2. Name a place you’ve written about but never been to.

RR: Kentucky, Texas, Hades, Yellowstone, outer space, inside other people’s heads.

3. What is the easiest part of writing?

RR: The fact that I unconditionally love it; love makes even the most daunting tasks are made easy. Specifically when it comes to process, I enjoy most those moments when, poised in the commencement of a poem, I reach a sort of trance—pillaging my brain for the artifacts that belong, setting those artifacts into the right words, right order—bringing it all together into something that feels, eventually, like harmony.

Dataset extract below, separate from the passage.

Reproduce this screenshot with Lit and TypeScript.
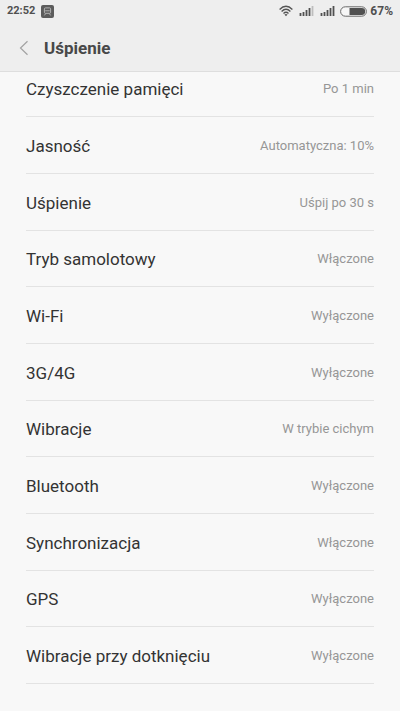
import { LitElement, html, svg, css } from "lit";
import { customElement, property } from "lit/decorators.js";

interface Setting {
  label: string;
  value: string;
}

const SETTINGS: Setting[] = [
  { label: "Czyszczenie pamięci", value: "Po 1 min" },
  { label: "Jasność", value: "Automatyczna: 10%" },
  { label: "Uśpienie", value: "Uśpij po 30 s" },
  { label: "Tryb samolotowy", value: "Włączone" },
  { label: "Wi-Fi", value: "Wyłączone" },
  { label: "3G/4G", value: "Wyłączone" },
  { label: "Wibracje", value: "W trybie cichym" },
  { label: "Bluetooth", value: "Wyłączone" },
  { label: "Synchronizacja", value: "Włączone" },
  { label: "GPS", value: "Wyłączone" },
  { label: "Wibracje przy dotknięciu", value: "Wyłączone" },
];

const BARS = [
  { x: 0, h: 3 },
  { x: 3, h: 4 },
  { x: 6, h: 6 },
  { x: 9, h: 8 },
  { x: 12, h: 10 },
];

@customElement("status-bar")
export class StatusBar extends LitElement {
  static styles = css`
    :host {
      display: flex;
      align-items: center;
      height: 22px;
      padding: 0 7px;
      color: #505050;
      font-size: 12px;
      font-weight: 700;
      line-height: 22px;
    }
    svg {
      display: block;
      flex: none;
    }
    .clock {
      font-size: 11px;
    }
    .app {
      margin-left: 6px;
    }
    .right {
      display: flex;
      align-items: center;
      margin-left: auto;
    }
    .signal {
      margin-left: 6px;
    }
    .battery {
      margin: 0 3px 0 5px;
    }
  `;

  // Signal meter with the given number of lit bars
  private signal(level: number) {
    return html`<svg class="signal" width="15" height="12" viewBox="0 0 15 12" aria-hidden="true">
      ${BARS.map(
        (b, i) => svg`<rect x=${b.x + 0.6} y=${11 - b.h} width="1.8" height=${b.h}
          fill=${i < level ? "#505050" : "#bdbdbd"}></rect>`
      )}
    </svg>`;
  }

  render() {
    return html`
      <span class="clock">22:52</span>
      <svg class="app" width="13" height="13" viewBox="0 0 13 13" aria-hidden="true">
        <rect width="13" height="13" rx="2" fill="#5c5c5c"></rect>
        <rect x="3.4" y="2.9" width="6.2" height="5.4" rx="1" fill="none" stroke="#bbb" stroke-width=".9"></rect>
        <path d="M4.2 5.8h4.6M4.6 8.6L3.4 10.4M8.4 8.6L9.6 10.4" fill="none" stroke="#bbb" stroke-width=".9"></path>
      </svg>
      <div class="right">
        <svg width="14" height="12" viewBox="0 0 14 12" aria-hidden="true">
          <g fill="none" stroke="#555" stroke-width="1.4">
            <path d="M.6 4.4Q7-1.8 13.4 4.4"></path>
            <path d="M2.6 6.5Q7 2.2 11.4 6.5"></path>
            <path d="M4.5 8.5Q7 6.1 9.5 8.5"></path>
          </g>
          <path d="M5.4 9.5Q7 8.3 8.6 9.5L7 11.2z" fill="#555"></path>
        </svg>
        ${this.signal(4)} ${this.signal(5)}
        <svg class="battery" width="27" height="11" viewBox="0 0 27 11" aria-hidden="true">
          <rect x=".6" y=".8" width="25.8" height="9.4" rx="4.7" fill="#f6f6f6" stroke="#686868" stroke-width="1"></rect>
          <path d="M9.5 2.1H21.8a3.4 3.4 0 0 1 0 6.8H9.5z" fill="#505050"></path>
        </svg>
        <span>67%</span>
      </div>
    `;
  }
}

@customElement("setting-row")
export class SettingRow extends LitElement {
  @property() label = "";
  @property() value = "";

  static styles = css`
    :host {
      display: flex;
    }
    .row {
      flex: 1;
      display: flex;
      align-items: center;
      justify-content: space-between;
      gap: 12px;
      padding: 1px 0 0;
      border: 0;
      border-bottom: 1px solid #e3e3e3;
      background: none;
      font-family: inherit;
      text-align: left;
      cursor: pointer;
    }
    .label {
      color: #333;
      font-size: 17px;
      line-height: 24px;
    }
    .value {
      color: #969696;
      font-size: 13px;
      line-height: 20px;
    }
  `;

  render() {
    return html`<button class="row" type="button">
      <span class="label">${this.label}</span>
      <span class="value">${this.value}</span>
    </button>`;
  }
}

@customElement("app-root")
export class AppRoot extends LitElement {
  static styles = css`
    :host {
      display: block;
      min-height: 100vh;
      background: #f8f8f8;
      font-family: Roboto, "Noto Sans", sans-serif;
    }
    .top {
      position: sticky;
      top: 0;
      z-index: 1;
      background: #eee;
      border-bottom: 1px solid #dedede;
    }
    .bar {
      display: flex;
      align-items: center;
      box-sizing: border-box;
      height: 49px;
      padding: 2px 18px 0;
      gap: 14px;
    }
    .back {
      display: flex;
      padding: 0;
      border: 0;
      background: none;
      cursor: pointer;
    }
    h1 {
      margin: 0;
      color: #484848;
      font-size: 17px;
      font-weight: 700;
      line-height: 24px;
    }
    /* The list rests slightly scrolled beneath the header */
    .list {
      margin: -11px 26px 0;
      padding: 0 0 24px;
      list-style: none;
    }
    .item {
      display: grid;
      min-height: 57px;
    }
    .item:nth-child(3n + 1) {
      min-height: 56px;
    }
  `;

  render() {
    return html`
      <header class="top">
        <status-bar></status-bar>
        <div class="bar">
          <button class="back" type="button" aria-label="Wstecz">
            <svg width="12" height="16" viewBox="0 0 12 16" aria-hidden="true">
              <path d="M9.5 1.2L2.5 8l7 6.8" fill="none" stroke="#a2a2a2" stroke-width="1.2"></path>
            </svg>
          </button>
          <h1>Uśpienie</h1>
        </div>
      </header>
      <main>
        <ul class="list">
          ${SETTINGS.map(
            (s) => html`<li class="item">
              <setting-row .label=${s.label} .value=${s.value}></setting-row>
            </li>`
          )}
        </ul>
      </main>
    `;
  }
}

What I find most difficult about poetry is finished work. Process is where the love is; once a poem is published and out of my hands, I view it with a degree of mistrust... like a mother forced to accept that her child is beyond her influence, and likely up to no good.

4. What’s the loveliest thing you’ve ever seen?

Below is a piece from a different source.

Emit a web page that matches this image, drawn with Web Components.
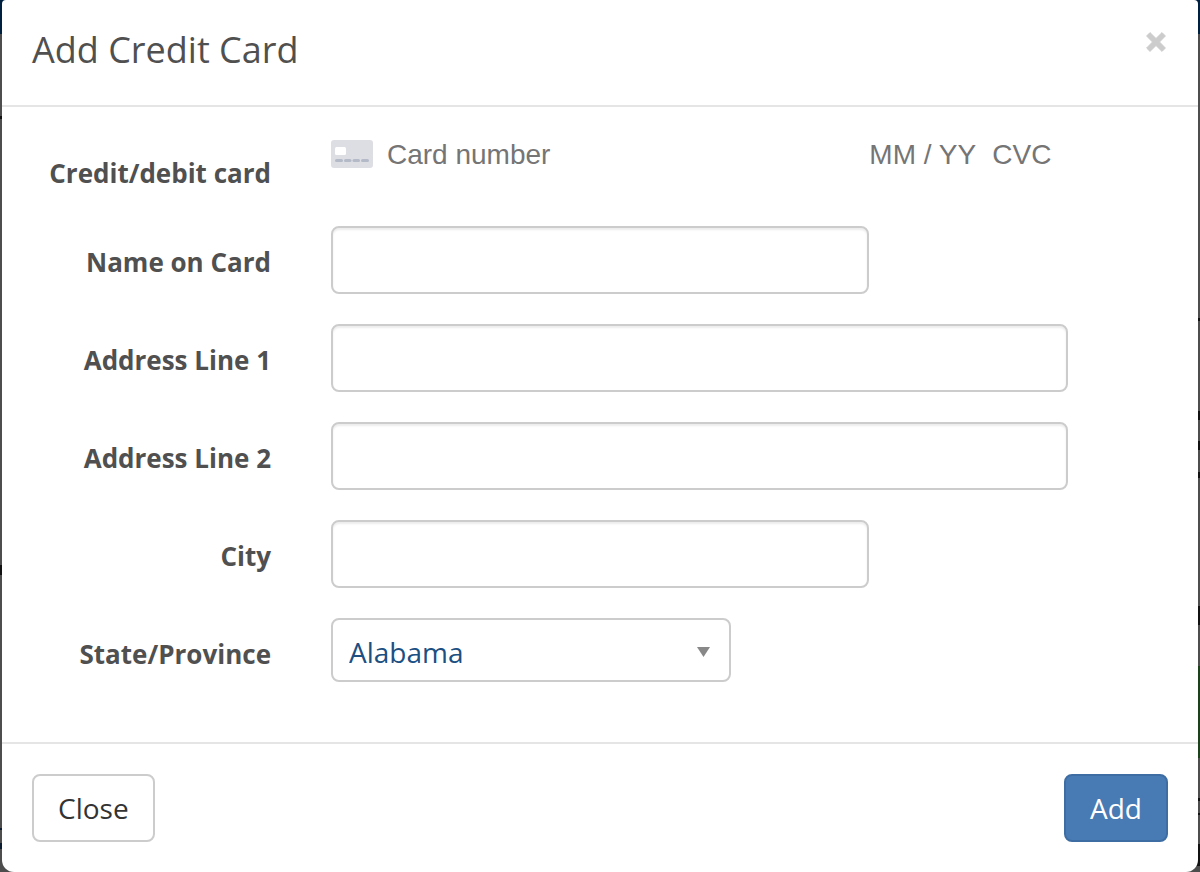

RR: What a beautiful question. I’m going to take some liberty here and make a list; naming just one seems insufficient, and besides, lists are fun to make.

* Bright, white, low-hanging clouds over the East River.

* Micaela dancing in her living room like an unabashed child to Rihanna’s Diamonds.

* Those YouTube compilations of soldiers reuniting with their families.

* The film Besieged. If you haven’t seen it, do. A beautiful idea.

* Otters playing.

* My grandparents holding hands, silly smiles on their faces.

There are a thousand others I’m sure, but you get the idea.

5. If you could pair your piece, “Abandoned Mannequin Plant,” with any piece of artwork, what would you choose?

RR: It’s funny you ask that because the poem itself is inspired by the Disney film Pinocchio. I have a habit of personifying inanimate objects, even feeling deeply for them—a and so the idea of a soul trapped in an inanimate object is powerfully moving to me. Another, more recent, artwork that might fit (also a movie, and along the same theme) is Spike Jonze’s Her. I sat in the theater bawling my eyes out as Samantha (an operating system) pined for a physical humanity she would never attain.

6. What has lasted you ten years?

RR: My brown leather wallet, my best friend, my love of poetry, the nagging knowledge that there are always more and better things to read and learn and create.

7. What are you currently working on?

RR: I’m working on my third collection of poems, tentatively titled, Saturnalia. I'm also writing and illustrating a children’s book about an earthworm and the little girl who took him for granted. I’d love to write articles and essays about poetry, the arts, life, and human interaction... so if anyone’s hiring, let me know!